Of the North American division, Mr. Bennink characterized his update on the fresh unit as “very good news” and called the selling price of the refrigerated dough unit a success.

“We expect the closing in September,” he said of the sale to Grupo Bimbo S.A.B. de C.V. “I think there's an awful lot of debate about it, but, that’s what we can announce today. The refrigerated dough, which we announced two days ago on the 9th, we’re very pleased with the price we got for that. I think it is a great business, and the great people will be in good hands with Ralcorp.”

Sara Lee had announced in May it was looking at strategic alternatives for its struggling international bakery business.

The Sara Lee International Bakery business includes a fresh baking business primarily in Spain and a refrigerated dough business primarily in France. The division’s products include bread, buns, rolls, specialty bread, refrigerated dough and frozen desserts, sold under brands that include Bimbo, CroustiPate, Ortiz Sara Lee and BonGateaux.

Mr. Bennink offered a hopeful update to the May announcement.

“We’ve, in the meantime, seen a lot of investors and a lot of people who were interested in the (French refrigerated dough) business, and we’re making good progress toward an announcement somewhere in the Q1, Q2,” he said. “The same with the Spanish Bakery. We’re very pleased with that. We’ve been looking at that for a long time and I think we’ve announced, now today, that we will divest the businesses. And, also there, we have seen a lot of interest and we expect announcement for that in Q1 and Q2.”

Mr. Smits commented on the prospective sale while offering an update on the division’s financial results.

“The decision to exit from our French and Spanish business is the right one,” he said. “This is not for us. There will be others who will do better.”

He described the current operating situation for the European baking business as a “rough patch.”
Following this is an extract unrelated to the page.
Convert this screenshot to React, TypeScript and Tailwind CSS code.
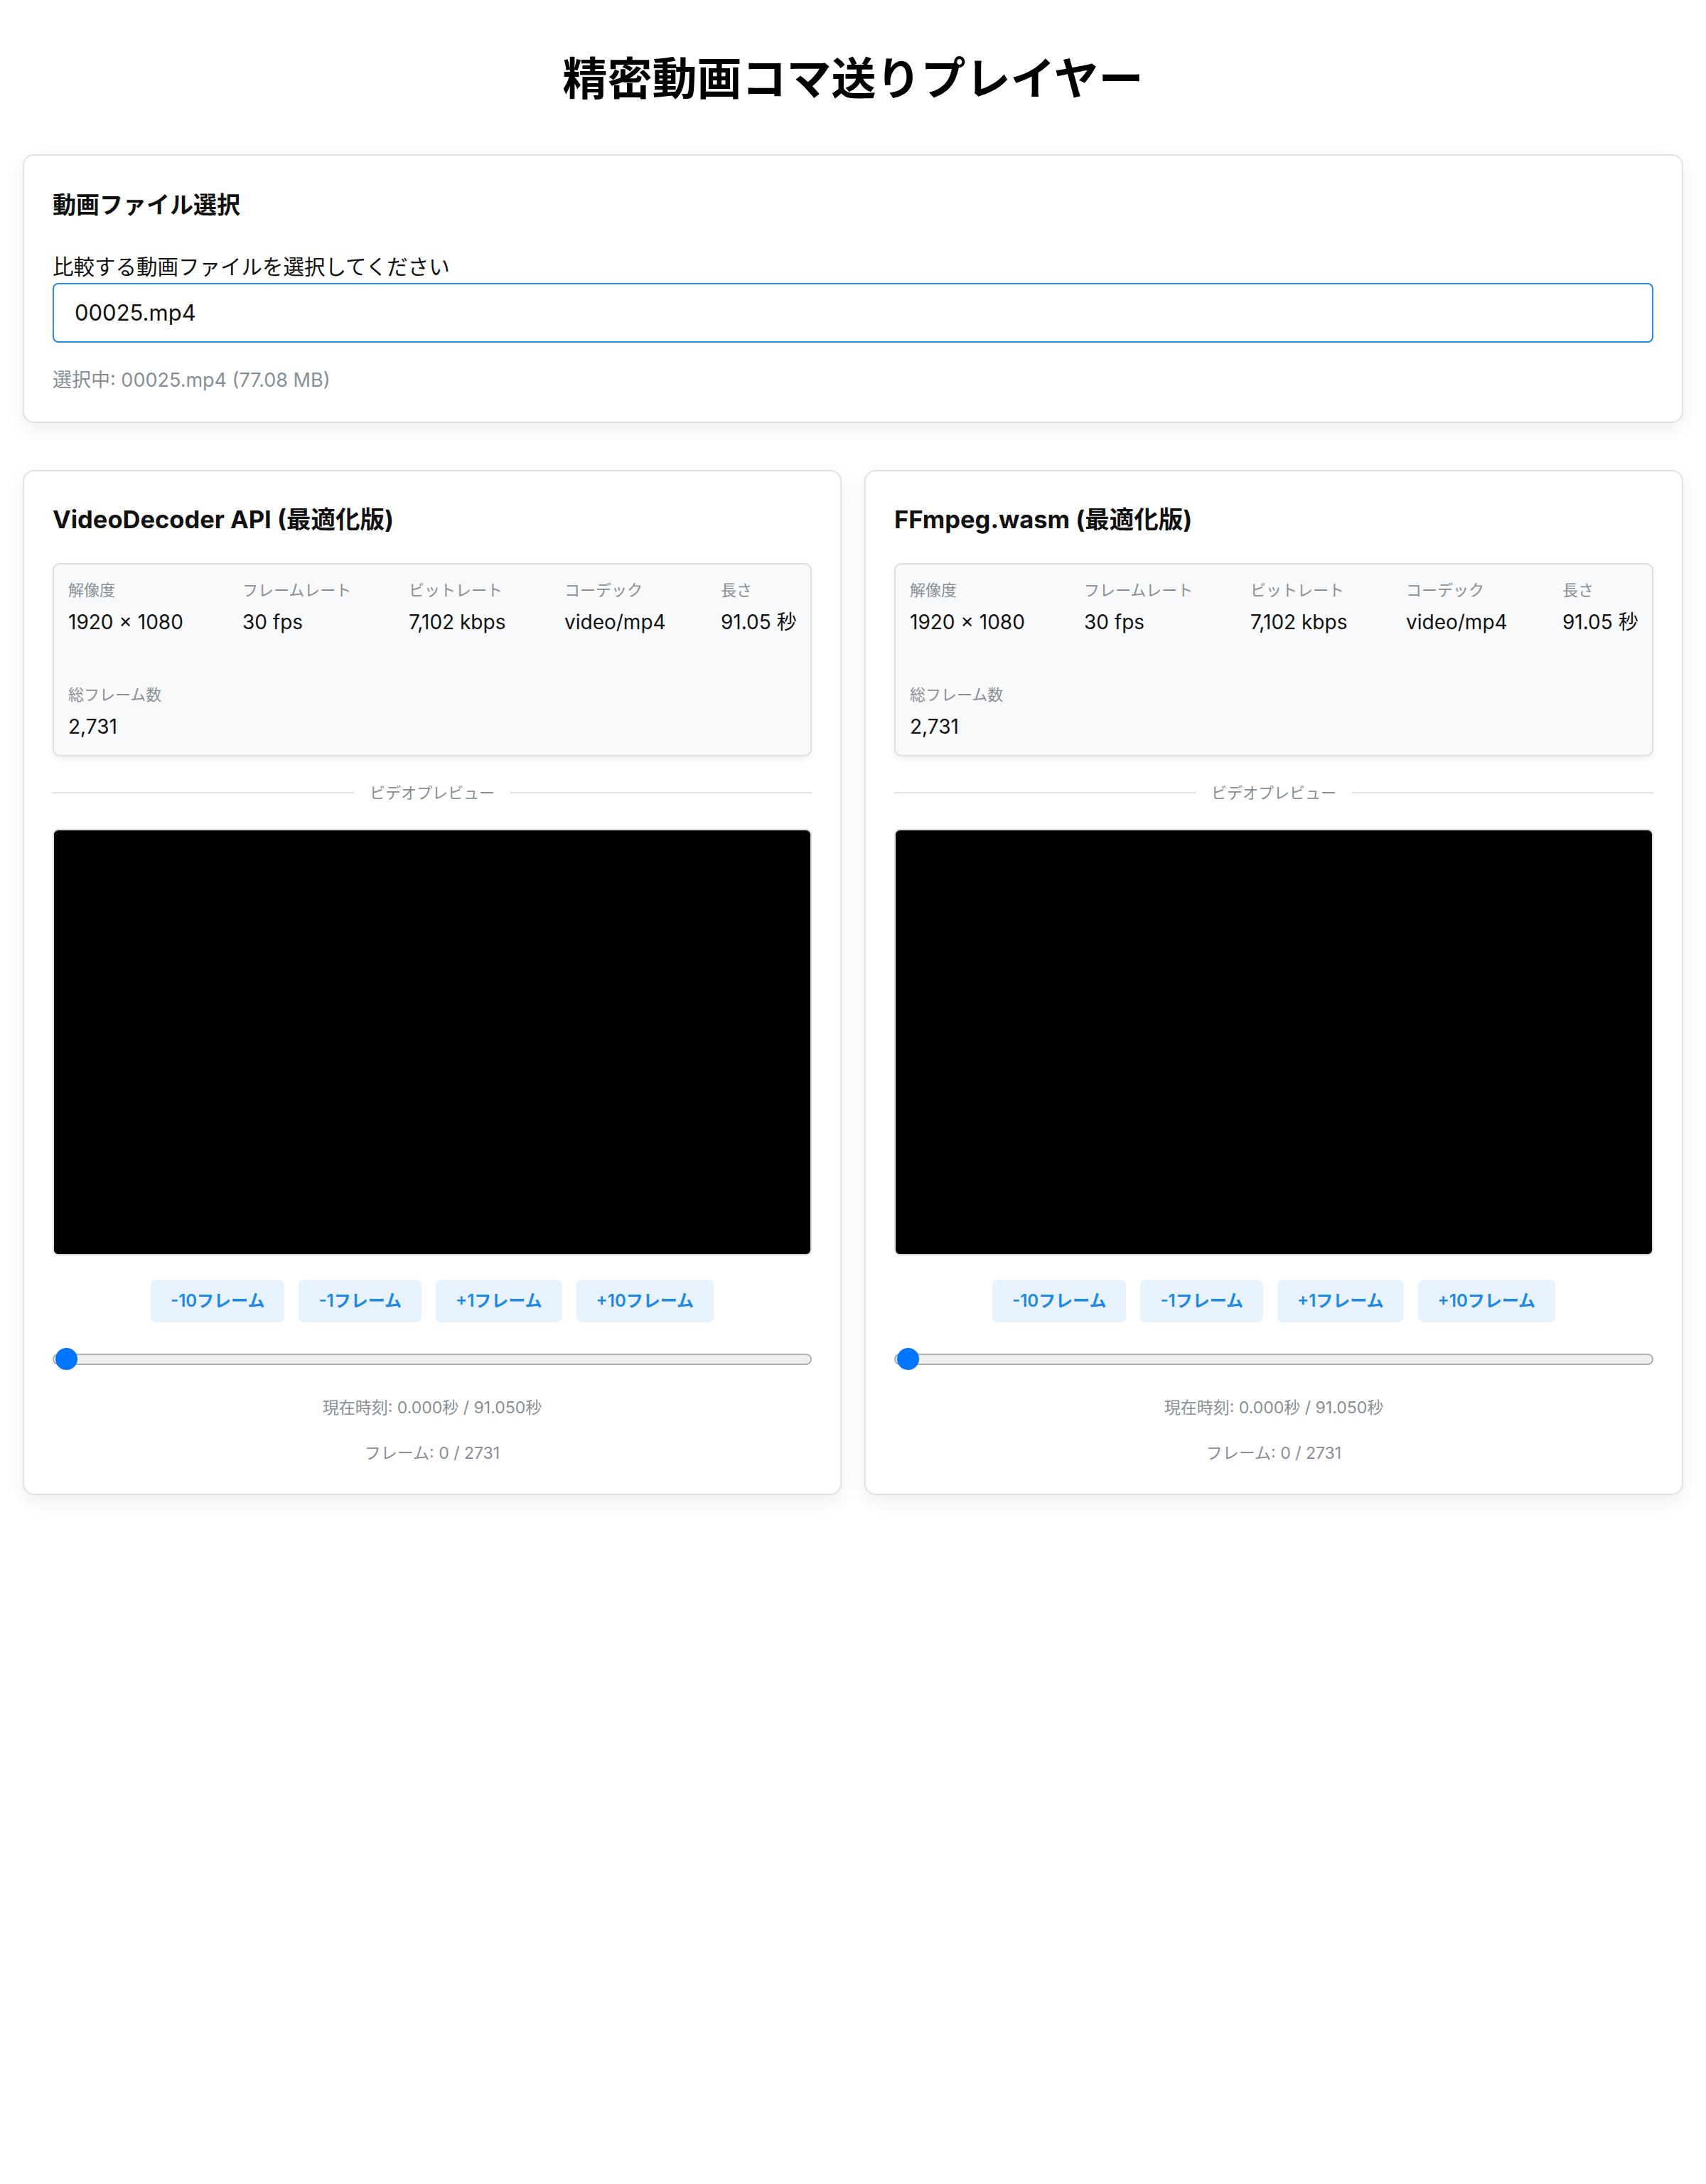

“Operationally, not much has changed since what we shared in May,” he said. “You see that tough market conditions in Spain have manifested in declines in adjusted net sales and operating income in the quarter. We consciously decreased prices in Spain, in an attempt to reverse, or at least slow down, our volume declines. We suffered on the bottom line, and I can only take consolation from the fact that competition doesn’t seem to have a good time, either. The restructuring activities to transform the sales force to independent operators, which we’ve talked to you about before, has been, meanwhile, agreed, and, will provide meaningful benefits. We pushed them through. Even though the benefits will accrue to whomever buys the business. We’re pleased to say there are a number of people out there who expressed a strong interest.”

More encouraging were results of the company’s French dough business, which Mr. Smits said was feeling price pressure but remained “very profitable.”

“It too has attracted significant interest from parties who have synergy potential,” he said.

Sara Lee has taken significant charges in connection with the European baking business in recent years. In fiscal 2010 (year ended July 3), the company took a $13 million charge against earnings related to the write down of bakery equipment associated with the Spanish bakery reporting unit.

“During 2009, the corporation recognized a $314 million non-cash charge primarily for the impairment of goodwill and other long-lived assets associated with the Spanish bakery operations and goodwill associated with the North American food service beverage operations as both operations were not expected to generate sufficient profitability to support the remaining goodwill balances,” Sara Lee said in its fiscal 2010 10-K filing with the Securities and Exchange Commission.

The charges included $124 million equating to the entire amount of remaining goodwill in the Spanish baking division plus $83 million for assets in the division, $79 million of which related to trademarks.

When the divestitures are completed, Sara Lee’s baking business will be limited to its heritage frozen desserts business, including cakes, pies and cheesecakes.